-- START OF DATA EXCERPT --

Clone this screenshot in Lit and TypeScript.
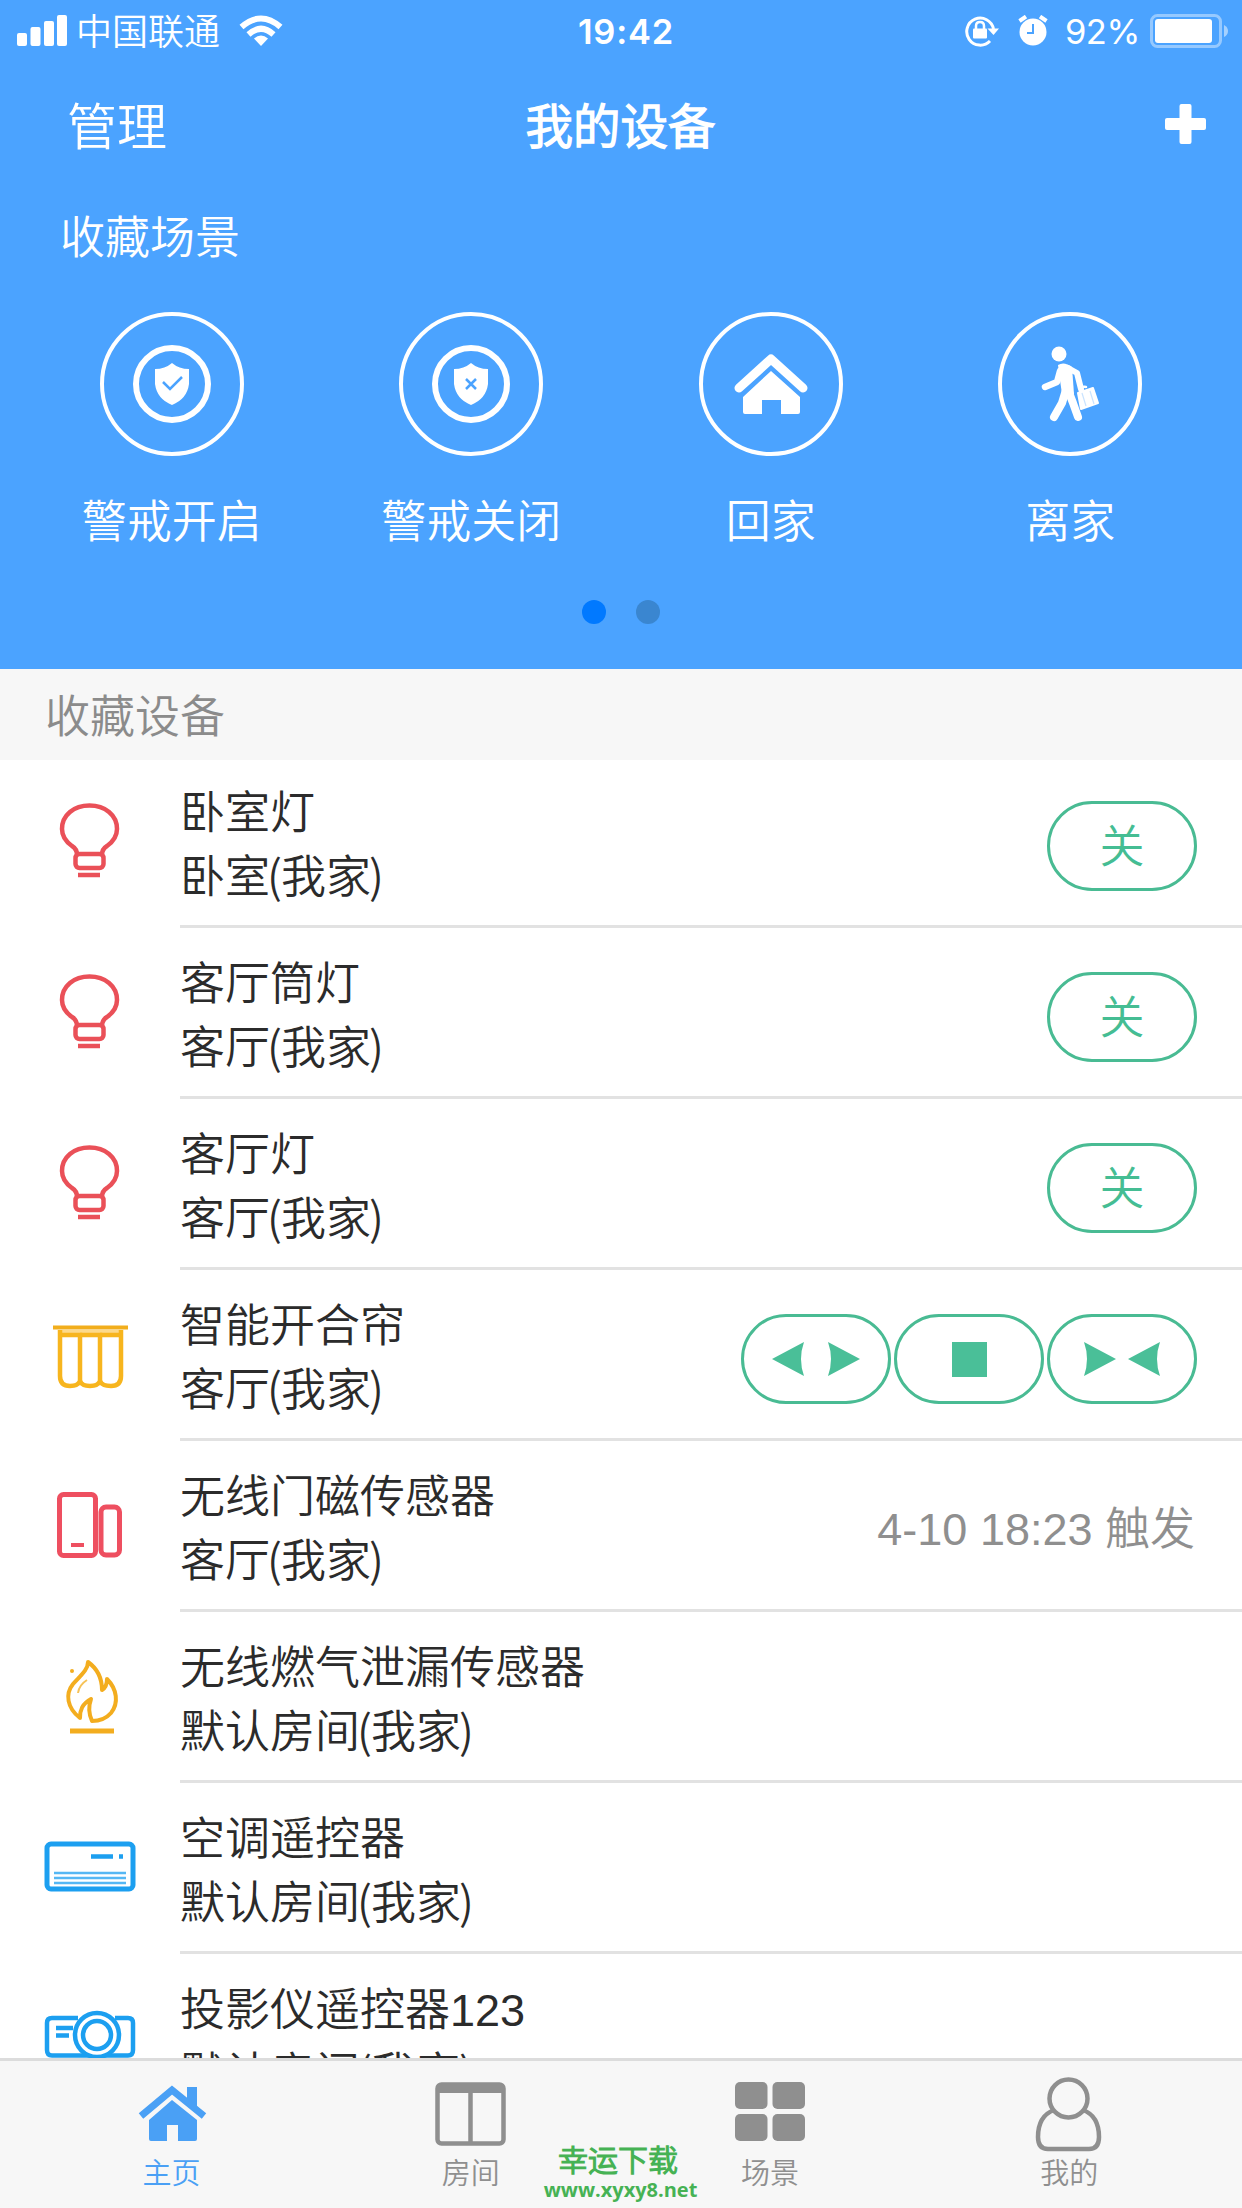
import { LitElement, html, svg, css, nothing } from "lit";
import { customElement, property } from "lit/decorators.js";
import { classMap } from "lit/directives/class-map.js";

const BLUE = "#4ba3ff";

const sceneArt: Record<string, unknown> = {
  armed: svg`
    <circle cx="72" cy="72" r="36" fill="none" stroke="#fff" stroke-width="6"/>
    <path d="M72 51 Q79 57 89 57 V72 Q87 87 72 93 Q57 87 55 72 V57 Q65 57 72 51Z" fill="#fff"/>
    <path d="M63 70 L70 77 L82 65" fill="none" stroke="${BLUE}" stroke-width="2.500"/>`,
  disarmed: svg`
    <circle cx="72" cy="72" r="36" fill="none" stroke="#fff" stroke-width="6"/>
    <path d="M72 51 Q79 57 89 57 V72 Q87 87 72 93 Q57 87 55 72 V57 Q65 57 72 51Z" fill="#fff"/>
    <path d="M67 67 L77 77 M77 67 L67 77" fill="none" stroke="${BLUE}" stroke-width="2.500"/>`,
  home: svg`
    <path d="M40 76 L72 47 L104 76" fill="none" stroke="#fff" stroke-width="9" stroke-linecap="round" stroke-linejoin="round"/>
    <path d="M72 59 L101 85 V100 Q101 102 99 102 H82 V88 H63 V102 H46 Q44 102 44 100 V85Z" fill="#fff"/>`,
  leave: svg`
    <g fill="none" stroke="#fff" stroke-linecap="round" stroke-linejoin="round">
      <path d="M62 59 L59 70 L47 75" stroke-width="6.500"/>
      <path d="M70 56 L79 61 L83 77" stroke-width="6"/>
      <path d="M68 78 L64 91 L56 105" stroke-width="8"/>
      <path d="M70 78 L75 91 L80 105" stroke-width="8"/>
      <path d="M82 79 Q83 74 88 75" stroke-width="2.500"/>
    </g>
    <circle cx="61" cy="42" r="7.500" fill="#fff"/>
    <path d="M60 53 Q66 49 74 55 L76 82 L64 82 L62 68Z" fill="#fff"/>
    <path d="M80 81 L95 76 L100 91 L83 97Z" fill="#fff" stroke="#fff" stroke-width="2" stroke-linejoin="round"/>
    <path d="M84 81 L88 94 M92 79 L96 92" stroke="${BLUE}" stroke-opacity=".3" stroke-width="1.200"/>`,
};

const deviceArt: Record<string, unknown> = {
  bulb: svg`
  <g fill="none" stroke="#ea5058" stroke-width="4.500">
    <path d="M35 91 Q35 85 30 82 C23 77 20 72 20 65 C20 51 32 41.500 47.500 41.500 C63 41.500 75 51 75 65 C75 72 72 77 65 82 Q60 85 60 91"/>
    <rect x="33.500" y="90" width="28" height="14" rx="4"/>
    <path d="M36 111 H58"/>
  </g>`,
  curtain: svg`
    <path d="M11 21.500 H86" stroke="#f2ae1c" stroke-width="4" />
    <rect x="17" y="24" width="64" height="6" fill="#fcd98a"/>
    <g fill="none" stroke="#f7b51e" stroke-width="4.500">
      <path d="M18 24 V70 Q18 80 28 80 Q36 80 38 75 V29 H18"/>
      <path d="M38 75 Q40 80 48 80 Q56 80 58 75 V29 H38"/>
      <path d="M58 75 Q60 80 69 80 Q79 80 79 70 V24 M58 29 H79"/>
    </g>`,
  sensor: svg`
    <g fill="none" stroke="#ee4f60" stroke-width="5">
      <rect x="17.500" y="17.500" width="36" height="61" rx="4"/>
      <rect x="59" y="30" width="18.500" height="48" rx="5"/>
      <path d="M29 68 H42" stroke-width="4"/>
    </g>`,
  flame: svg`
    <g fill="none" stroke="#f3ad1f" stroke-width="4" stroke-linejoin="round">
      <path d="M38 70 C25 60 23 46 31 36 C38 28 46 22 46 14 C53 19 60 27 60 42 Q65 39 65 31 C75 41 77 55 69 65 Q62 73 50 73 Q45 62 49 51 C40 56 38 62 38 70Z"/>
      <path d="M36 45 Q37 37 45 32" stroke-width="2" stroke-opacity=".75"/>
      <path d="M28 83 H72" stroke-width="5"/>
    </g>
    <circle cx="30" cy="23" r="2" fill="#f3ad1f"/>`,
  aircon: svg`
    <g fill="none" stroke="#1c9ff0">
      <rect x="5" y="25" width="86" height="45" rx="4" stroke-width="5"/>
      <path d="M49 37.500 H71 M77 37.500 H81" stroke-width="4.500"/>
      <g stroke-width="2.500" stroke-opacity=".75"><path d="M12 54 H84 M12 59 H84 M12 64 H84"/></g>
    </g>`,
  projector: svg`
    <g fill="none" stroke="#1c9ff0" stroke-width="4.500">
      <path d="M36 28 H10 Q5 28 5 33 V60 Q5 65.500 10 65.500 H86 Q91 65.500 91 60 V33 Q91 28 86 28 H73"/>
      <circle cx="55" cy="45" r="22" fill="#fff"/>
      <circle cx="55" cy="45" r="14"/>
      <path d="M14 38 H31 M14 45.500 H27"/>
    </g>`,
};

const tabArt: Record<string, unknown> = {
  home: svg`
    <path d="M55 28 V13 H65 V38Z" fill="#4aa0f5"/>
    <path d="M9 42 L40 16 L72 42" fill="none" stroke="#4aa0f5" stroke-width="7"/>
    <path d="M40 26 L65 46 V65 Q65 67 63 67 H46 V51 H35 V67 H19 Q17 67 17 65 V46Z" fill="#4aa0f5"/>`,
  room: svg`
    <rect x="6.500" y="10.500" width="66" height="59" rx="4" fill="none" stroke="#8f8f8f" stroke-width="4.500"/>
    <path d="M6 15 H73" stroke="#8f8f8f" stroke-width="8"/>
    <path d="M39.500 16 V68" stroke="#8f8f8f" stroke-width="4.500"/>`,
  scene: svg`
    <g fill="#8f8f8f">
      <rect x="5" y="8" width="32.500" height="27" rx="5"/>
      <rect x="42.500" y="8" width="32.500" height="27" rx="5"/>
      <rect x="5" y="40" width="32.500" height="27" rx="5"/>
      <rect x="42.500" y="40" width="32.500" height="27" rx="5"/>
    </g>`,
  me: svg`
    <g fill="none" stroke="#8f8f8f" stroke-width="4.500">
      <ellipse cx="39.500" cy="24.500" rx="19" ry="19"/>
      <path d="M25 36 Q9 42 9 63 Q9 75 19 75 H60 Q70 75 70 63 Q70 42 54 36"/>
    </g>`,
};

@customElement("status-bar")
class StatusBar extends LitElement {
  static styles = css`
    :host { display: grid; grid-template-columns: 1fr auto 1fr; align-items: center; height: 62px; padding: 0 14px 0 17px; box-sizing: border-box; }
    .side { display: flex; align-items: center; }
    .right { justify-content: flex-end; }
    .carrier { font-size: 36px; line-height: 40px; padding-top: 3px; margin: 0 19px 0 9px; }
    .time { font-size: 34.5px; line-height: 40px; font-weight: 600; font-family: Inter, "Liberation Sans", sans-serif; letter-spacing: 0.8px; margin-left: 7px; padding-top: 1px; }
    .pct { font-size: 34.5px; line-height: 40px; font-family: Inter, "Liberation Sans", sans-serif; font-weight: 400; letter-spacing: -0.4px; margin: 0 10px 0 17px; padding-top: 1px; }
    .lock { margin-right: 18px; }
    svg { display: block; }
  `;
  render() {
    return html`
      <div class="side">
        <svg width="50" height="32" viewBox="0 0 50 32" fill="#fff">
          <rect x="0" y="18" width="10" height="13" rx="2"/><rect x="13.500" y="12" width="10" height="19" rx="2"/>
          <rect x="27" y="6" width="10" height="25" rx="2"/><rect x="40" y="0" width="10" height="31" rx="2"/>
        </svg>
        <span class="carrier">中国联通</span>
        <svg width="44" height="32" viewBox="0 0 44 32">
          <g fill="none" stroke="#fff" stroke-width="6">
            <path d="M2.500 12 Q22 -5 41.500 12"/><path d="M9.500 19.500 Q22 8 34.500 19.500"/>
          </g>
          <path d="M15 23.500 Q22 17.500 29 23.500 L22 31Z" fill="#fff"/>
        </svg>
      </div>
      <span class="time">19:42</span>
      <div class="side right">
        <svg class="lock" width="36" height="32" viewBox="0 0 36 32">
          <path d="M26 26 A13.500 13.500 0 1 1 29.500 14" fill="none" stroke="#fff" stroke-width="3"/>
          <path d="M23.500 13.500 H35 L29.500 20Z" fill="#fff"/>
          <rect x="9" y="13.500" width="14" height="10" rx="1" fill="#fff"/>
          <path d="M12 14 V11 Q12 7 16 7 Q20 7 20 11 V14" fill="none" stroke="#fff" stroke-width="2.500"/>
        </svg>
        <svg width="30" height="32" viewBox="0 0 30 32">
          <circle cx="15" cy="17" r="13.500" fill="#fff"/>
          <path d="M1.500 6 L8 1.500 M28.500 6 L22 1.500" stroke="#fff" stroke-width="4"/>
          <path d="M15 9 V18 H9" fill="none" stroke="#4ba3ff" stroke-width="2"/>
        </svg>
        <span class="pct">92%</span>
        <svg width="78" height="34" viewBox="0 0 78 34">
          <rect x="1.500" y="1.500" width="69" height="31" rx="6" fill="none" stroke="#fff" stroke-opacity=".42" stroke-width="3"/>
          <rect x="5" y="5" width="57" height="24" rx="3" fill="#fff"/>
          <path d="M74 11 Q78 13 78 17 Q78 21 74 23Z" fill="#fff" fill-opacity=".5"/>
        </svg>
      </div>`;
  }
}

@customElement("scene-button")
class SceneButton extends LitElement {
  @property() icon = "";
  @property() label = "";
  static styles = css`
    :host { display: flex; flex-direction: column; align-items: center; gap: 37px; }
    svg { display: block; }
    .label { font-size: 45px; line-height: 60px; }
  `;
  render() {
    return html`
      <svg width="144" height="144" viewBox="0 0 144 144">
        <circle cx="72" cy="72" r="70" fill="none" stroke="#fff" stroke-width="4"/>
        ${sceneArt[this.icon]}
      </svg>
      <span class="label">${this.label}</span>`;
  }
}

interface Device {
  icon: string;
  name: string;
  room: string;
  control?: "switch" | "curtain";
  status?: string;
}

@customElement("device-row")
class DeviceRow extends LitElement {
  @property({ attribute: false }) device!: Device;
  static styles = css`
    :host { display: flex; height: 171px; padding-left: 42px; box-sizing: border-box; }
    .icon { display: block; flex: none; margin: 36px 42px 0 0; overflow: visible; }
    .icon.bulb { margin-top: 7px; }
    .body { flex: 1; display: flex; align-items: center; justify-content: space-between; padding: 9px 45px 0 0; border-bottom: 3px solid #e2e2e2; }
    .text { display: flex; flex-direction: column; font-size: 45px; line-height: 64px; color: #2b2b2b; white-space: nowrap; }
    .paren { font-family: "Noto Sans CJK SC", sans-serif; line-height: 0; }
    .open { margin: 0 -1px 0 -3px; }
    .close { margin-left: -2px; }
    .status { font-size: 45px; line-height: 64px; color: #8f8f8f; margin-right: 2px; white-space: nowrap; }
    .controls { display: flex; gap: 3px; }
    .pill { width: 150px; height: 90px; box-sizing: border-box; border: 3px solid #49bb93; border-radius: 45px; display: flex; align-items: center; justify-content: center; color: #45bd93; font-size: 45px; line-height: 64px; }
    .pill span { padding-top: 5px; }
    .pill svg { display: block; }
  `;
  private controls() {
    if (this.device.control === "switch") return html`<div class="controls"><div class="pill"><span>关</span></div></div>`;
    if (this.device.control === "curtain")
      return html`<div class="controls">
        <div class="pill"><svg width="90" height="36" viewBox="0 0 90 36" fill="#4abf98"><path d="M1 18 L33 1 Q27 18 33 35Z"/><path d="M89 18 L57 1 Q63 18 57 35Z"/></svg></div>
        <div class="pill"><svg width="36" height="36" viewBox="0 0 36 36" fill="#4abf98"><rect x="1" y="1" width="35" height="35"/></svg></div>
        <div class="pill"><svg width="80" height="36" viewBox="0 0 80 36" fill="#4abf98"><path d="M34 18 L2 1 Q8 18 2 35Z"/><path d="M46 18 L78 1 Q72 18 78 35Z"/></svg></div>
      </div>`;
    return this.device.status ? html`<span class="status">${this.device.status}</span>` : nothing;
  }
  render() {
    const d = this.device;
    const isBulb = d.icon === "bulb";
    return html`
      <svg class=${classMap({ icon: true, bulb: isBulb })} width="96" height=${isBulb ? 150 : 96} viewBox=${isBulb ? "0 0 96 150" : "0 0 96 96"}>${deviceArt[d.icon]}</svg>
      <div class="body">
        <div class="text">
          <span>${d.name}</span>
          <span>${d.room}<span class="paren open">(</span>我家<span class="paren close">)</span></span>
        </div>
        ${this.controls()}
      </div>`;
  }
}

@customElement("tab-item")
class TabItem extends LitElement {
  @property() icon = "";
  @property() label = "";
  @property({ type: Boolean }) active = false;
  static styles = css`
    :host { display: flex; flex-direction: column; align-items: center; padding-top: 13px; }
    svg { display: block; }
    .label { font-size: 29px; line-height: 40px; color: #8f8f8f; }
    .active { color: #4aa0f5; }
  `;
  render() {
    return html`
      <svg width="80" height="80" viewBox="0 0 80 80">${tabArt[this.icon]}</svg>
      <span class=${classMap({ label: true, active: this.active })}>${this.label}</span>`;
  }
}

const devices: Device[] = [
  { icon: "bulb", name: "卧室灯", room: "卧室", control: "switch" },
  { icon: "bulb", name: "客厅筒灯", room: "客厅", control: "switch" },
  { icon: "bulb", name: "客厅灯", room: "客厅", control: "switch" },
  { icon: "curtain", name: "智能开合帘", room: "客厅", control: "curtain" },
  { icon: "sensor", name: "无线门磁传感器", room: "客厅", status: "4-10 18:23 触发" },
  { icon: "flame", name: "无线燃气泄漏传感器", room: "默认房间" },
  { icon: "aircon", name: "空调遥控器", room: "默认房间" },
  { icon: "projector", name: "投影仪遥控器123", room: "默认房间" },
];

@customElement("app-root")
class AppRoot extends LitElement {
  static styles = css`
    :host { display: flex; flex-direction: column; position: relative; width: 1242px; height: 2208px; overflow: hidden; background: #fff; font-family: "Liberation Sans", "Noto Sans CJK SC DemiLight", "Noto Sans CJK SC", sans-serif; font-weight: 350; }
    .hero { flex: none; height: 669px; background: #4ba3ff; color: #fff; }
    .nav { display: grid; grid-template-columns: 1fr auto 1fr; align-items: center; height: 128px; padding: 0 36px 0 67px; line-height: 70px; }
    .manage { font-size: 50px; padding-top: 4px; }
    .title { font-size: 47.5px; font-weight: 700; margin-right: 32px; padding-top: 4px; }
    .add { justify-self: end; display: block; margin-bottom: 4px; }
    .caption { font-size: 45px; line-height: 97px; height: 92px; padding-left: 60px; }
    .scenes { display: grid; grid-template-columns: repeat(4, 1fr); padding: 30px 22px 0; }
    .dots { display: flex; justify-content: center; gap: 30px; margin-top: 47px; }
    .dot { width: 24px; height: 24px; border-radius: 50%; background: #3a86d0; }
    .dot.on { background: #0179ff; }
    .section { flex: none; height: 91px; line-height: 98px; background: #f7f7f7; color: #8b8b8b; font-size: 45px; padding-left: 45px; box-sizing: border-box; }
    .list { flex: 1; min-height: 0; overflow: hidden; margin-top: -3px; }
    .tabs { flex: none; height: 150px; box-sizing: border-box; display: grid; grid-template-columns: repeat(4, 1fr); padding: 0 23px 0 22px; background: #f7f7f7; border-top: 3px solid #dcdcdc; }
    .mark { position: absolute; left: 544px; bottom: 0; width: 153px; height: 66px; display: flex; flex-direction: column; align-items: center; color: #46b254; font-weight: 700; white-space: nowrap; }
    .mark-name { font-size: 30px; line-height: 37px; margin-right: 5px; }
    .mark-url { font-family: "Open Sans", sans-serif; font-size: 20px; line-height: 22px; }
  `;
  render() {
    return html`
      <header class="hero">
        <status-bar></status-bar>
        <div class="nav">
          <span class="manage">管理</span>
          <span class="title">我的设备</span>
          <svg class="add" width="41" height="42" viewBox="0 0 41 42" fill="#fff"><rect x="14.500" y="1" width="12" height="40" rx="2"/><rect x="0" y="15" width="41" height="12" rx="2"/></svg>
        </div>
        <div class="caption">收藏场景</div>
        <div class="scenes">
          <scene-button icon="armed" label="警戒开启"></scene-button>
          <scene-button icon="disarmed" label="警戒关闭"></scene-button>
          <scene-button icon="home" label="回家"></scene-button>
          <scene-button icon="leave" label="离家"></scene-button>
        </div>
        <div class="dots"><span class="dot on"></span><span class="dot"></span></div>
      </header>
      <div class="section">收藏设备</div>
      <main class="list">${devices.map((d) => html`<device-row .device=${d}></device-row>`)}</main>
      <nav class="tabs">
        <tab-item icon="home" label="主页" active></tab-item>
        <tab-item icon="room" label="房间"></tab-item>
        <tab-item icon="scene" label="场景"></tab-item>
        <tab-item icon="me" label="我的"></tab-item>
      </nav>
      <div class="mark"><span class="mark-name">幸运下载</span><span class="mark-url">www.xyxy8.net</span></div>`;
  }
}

-- END OF DATA EXCERPT --

In the listing above, how many lines hold the word "this"? Give the number and nothing more.

# FULL ANSWER:
10